Will - Don't think Boots had that much white on him.  He was also a little thicker but perhaps fending for himself for a year he lost some girth.  Feel like his face was a little wider and again less white.  Not sure though.  Haven't seen him in a while. 

Molly - I'd have to agree with Will. I think Boots' boots of white were smaller - just on the lower part of his legs....But again, I had seen Boots far fewer times that you all! 

Robyn - It looks a little like Boots, but as you said before, he probably got a little thinner. Have a great day!

Hannah - I do seem to remember extra white on his boots (at least one or two of them). Yup, he was beefier, but the year away I'm sure has slenderized and toughened him up. The part that didn't look like Boots to me was the extra black on his face--lower jaw. Eyes were the same color.  Still, after a year, our memories are all a little blurry.  I guess I'd still have to see him for myself before I'd say a definite "no". Ahh...I don't let go of Hope easily!  

After revisiting the pictures, Hannah adds, The extra black is right above his mouth, not below on his jaw....

We still put dry food in our garage every day.  More days than not the food is gone from the bowl.  That’s not conclusive since animals, raccoons, skunks, chipmunks, squirrels live in the area.  Yesterday, “Boots” passed by my window.  Later that day a neighbor called that her kids were shooing Boots towards our house. 

Whether it’s Boots or a new Boots we get, we won’t give up; we are relentless in putting food out, hoping to fill the feline void in our home. 

Compare the above picture to the picture of Boots on the fourth day’s posting.  What do you think?  

Thursday, September 22, 2011

The Saga of Dan and Hannah’s Boots (6 of 7)

Thursday

As I am walking through our bedroom in the early afternoon, there he is right outside the bedroom window by our bulkhead.  I know he zipped away when he saw me before, but not being terribly bright, I still open the front door, and bam he’s off to the races; I mean sprinting across the front yard, down our driveway towards the road (in five years Boots never went toward Chases Pond Road), stays on the shoulder to the north, then cuts in by our neighbor’s driveway.  The seeds of doubt are growing that this is Boots.  Why would he bolt?  Trauma from a year in the wild?  Maybe.  He looks shorter than he does in my memory.   He’s leaner.  And why does he zip away so quickly?  Abused?  Maybe, but I’m just guessing.  I’ll take a picture with my phone if I get another chance.   I’m discouraged that he zips away so quickly.  How are we going to catch him?  How to lure him in?  Leave food closer and closer to the door so he eventually comes in?  That seems like a pipe dream.   All three bowls of dry food I’ve placed around the house have not been touched.  Seeds of doubt are growing, but I’m resolved to learn the truth if this cat is Boots.  What are the odds another black cat with four white paws would be hanging around our house?  I hope zero.


Friday

I have to say my fire is gone.  No sighting.  No animal eating the food in the three bowls I’ve placed around the yard.  My doubts multiply.  In the afternoon I take around the final Boots flyers.  Few people are home so I’m not energized by the give-and-take of conversation.  One guy tells me his mother-in-law who lives nearby has had a cat in her yard for a year.  He doesn’t remember the color, but I’ve already dropped a flyer off at her house.

Boom.  At 520P I get a call.
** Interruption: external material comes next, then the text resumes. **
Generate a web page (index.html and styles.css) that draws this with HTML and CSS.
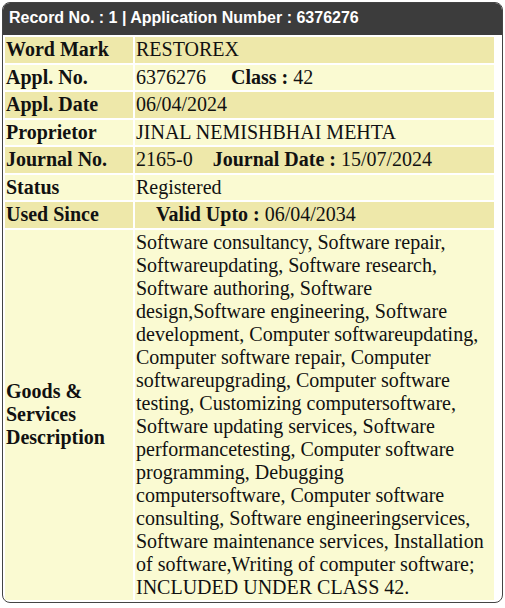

It’s his mother-in-law.  She tells me that they’ve had a black cat with white paws around their house, barn, and shed for the last year.  Whenever they try to get close to the cat, it runs away (just like this cat has done twice with me over the last week).  She thinks it could have been in the barn over the winter.  They’ve not fed it because they don’t know where this wild cat might have been.  I’ll email the picture of Boots to her to see if they’d think it’s the same cat.  The cat is definitely leaner and wilder, but that’s what might happen when a cat is fending for itself and living off its wits.  She suggests using a Have-A-Heart trap and then take it to the vet to see what the vet thinks. 

Maybe Boots is forever wild and we will have to enjoy him from afar and on occasion.  Not much satisfaction in that.  I’ll call some vets to see what they think.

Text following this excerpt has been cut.